[BEGIN]

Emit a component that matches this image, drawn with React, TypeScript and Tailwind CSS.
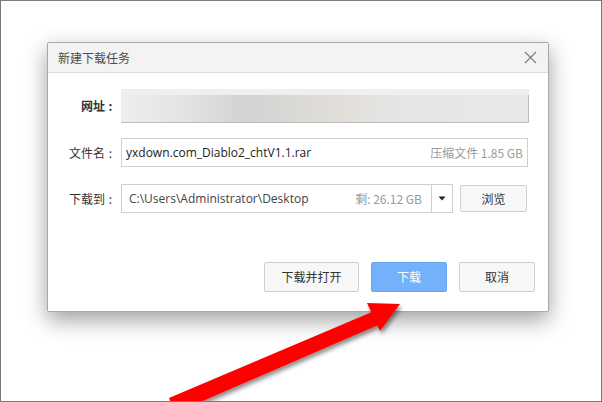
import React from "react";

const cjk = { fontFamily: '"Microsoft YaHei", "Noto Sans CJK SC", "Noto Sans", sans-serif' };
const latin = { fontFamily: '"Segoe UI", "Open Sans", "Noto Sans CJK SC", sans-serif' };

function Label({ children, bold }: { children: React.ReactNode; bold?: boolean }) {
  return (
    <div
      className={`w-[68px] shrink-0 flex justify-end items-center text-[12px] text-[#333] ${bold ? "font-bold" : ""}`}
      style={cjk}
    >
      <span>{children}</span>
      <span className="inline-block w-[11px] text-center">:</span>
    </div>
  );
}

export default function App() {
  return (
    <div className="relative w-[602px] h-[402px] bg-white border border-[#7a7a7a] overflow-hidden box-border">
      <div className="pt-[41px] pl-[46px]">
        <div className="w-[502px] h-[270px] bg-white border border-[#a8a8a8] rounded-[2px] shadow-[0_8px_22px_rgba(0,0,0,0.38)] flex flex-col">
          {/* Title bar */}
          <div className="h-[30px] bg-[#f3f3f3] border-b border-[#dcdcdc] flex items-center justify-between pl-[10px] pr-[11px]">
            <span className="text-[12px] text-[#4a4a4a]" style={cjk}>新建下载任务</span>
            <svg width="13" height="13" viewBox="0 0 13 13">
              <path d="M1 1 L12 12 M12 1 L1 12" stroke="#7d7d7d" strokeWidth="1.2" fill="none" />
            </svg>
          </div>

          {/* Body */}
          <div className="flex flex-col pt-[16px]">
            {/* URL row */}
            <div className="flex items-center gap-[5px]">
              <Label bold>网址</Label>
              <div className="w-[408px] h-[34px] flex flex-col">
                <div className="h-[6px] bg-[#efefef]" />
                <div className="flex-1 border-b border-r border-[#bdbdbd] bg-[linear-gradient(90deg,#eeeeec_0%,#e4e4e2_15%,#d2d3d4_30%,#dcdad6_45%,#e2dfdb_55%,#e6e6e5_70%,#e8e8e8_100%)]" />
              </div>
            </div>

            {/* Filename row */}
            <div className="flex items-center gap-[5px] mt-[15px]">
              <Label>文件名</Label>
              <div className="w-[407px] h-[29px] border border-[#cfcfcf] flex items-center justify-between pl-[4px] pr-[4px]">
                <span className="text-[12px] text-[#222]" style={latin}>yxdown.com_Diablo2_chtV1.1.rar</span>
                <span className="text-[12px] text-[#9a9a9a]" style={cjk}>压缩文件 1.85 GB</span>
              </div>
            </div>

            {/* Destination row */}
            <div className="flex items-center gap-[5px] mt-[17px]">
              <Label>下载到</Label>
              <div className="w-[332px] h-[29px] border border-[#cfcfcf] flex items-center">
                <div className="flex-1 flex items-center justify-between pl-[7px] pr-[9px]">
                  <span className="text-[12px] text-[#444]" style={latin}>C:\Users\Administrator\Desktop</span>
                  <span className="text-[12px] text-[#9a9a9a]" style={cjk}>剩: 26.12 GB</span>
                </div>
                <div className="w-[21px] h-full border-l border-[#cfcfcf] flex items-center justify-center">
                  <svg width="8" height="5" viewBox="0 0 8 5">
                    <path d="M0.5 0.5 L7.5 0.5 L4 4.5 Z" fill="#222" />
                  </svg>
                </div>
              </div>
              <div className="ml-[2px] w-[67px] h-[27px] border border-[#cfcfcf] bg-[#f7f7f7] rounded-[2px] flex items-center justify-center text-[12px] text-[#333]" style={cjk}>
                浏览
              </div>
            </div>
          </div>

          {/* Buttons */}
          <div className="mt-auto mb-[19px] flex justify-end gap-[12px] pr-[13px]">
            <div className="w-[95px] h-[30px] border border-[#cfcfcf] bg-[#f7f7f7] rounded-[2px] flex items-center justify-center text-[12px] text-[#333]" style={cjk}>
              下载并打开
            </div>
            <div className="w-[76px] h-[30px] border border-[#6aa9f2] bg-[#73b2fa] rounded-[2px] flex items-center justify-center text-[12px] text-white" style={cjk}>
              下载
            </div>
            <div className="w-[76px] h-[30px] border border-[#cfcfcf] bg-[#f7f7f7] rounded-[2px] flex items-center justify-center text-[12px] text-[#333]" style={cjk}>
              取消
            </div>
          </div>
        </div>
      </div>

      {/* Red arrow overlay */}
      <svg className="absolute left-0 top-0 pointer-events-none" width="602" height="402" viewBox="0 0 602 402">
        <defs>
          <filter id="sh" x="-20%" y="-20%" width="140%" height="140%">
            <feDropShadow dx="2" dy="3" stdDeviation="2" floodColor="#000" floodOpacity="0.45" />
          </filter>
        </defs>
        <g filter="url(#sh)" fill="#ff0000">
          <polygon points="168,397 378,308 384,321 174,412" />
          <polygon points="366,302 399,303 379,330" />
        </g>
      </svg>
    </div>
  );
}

[END]

▶ EXERCISE PROMPT
Extract the lines exactly, please: the first line of the listing, the line with "import React from", and every line between them, but no pictures.

▶ RESPONSE
Emit a component that matches this image, drawn with React, TypeScript and Tailwind CSS.
import React from "react";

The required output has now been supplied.